How to return only today and yesterday's information that published using POST requests

Question

I need to get the information that published today and a day before. Also when importing it to a csv file it only print the first column not the remained ones.

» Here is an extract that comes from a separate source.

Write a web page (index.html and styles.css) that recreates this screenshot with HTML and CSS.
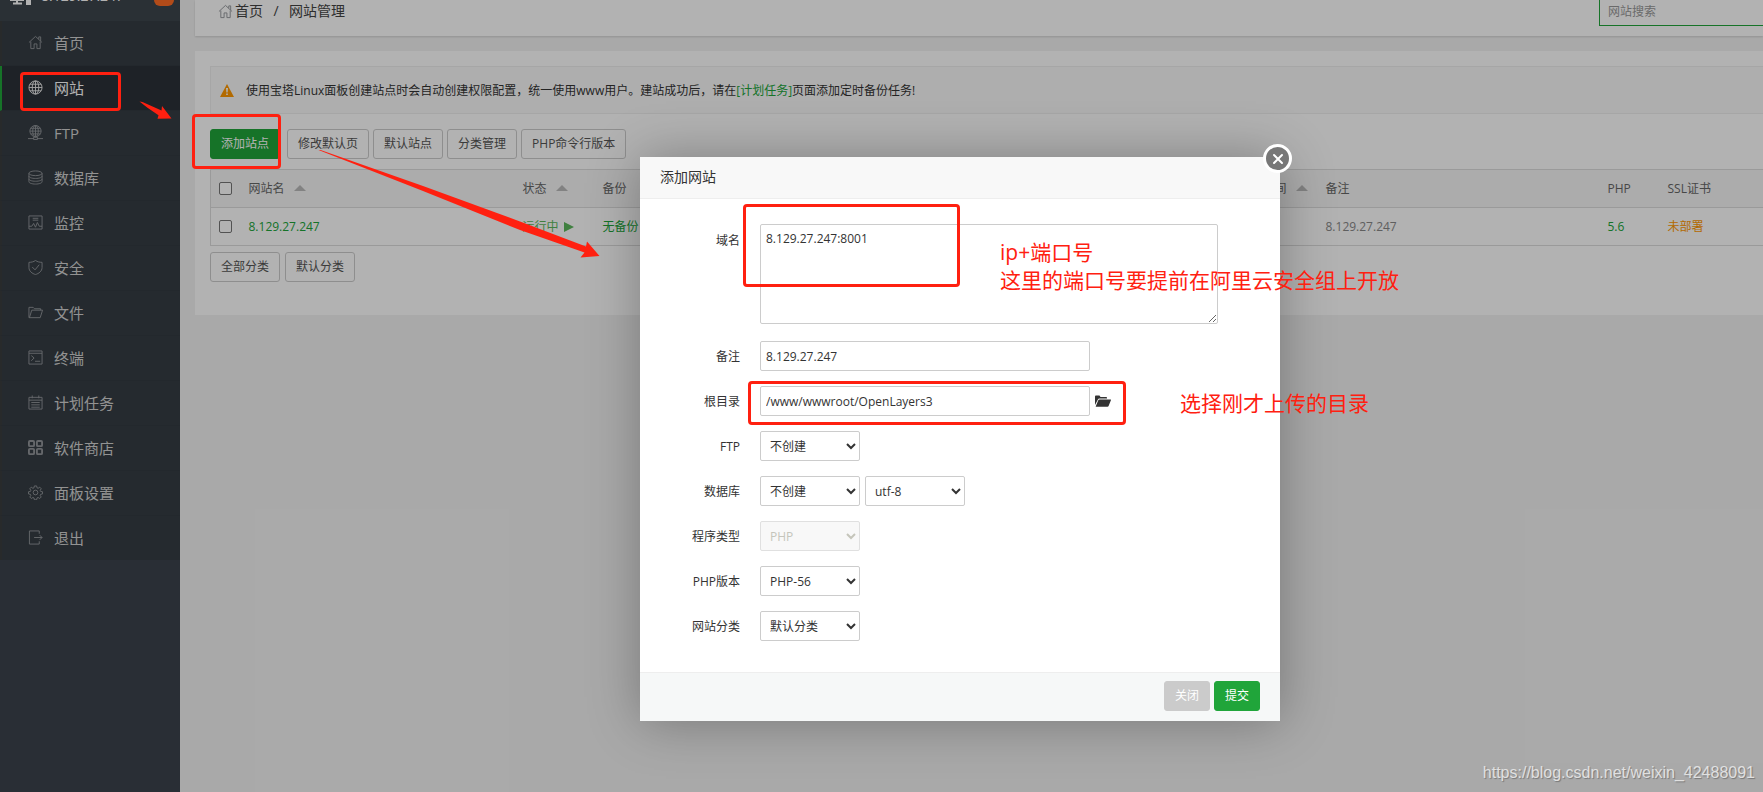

The URL: https://e-mehkeme.gov.az/Public/Cases The dates stored in html as <td style="width:95px;text-align:center">28.10.2019</td>

import requests, re
from bs4 import BeautifulSoup as bs
import csv

request_headers = {
    'authority': 'e-mehkeme.gov.az',
    'method': 'POST',
    'path': '/Public/Cases',
    'scheme': 'https',
    'accept': 'text/html,application/xhtml+xml,application/xml;q=0.9,image/webp,image/apng,*/*;q=0.8,'
              'application/signed-exchange;v=b3',
    'accept-encoding': 'gzip, deflate, br',
    'accept-language': 'en,en-GB;q=0.9',
    'cache-control': 'max-age=0',
    'content-length': '66',
    'content-type': 'application/x-www-form-urlencoded',
    'origin': 'https://e-mehkeme.gov.az',
    'referer': 'https://e-mehkeme.gov.az/Public/Cases',
    'upgrade-insecure-requests': '1',
    'user-agent': 'Mozilla/5.0 (Windows NT 10.0; Win64; x64) AppleWebKit/537.36 (KHTML, like Gecko) '
                  'Chrome/75.0.3770.142 Safari/537.36',
    }

voens = {'3100608381',
         }

form_data = {
    'CourtId': '',
    'CaseNo': '',
    'DocFin': '',
    'DocSeries': '',
    'DocNumber': '',
    'VOEN': voens,
    'button': 'Search',
}

url = 'https://e-mehkeme.gov.az/Public/Cases?courtid='

response = requests.post(url, data=form_data, headers=request_headers)
s = bs(response.content, 'lxml')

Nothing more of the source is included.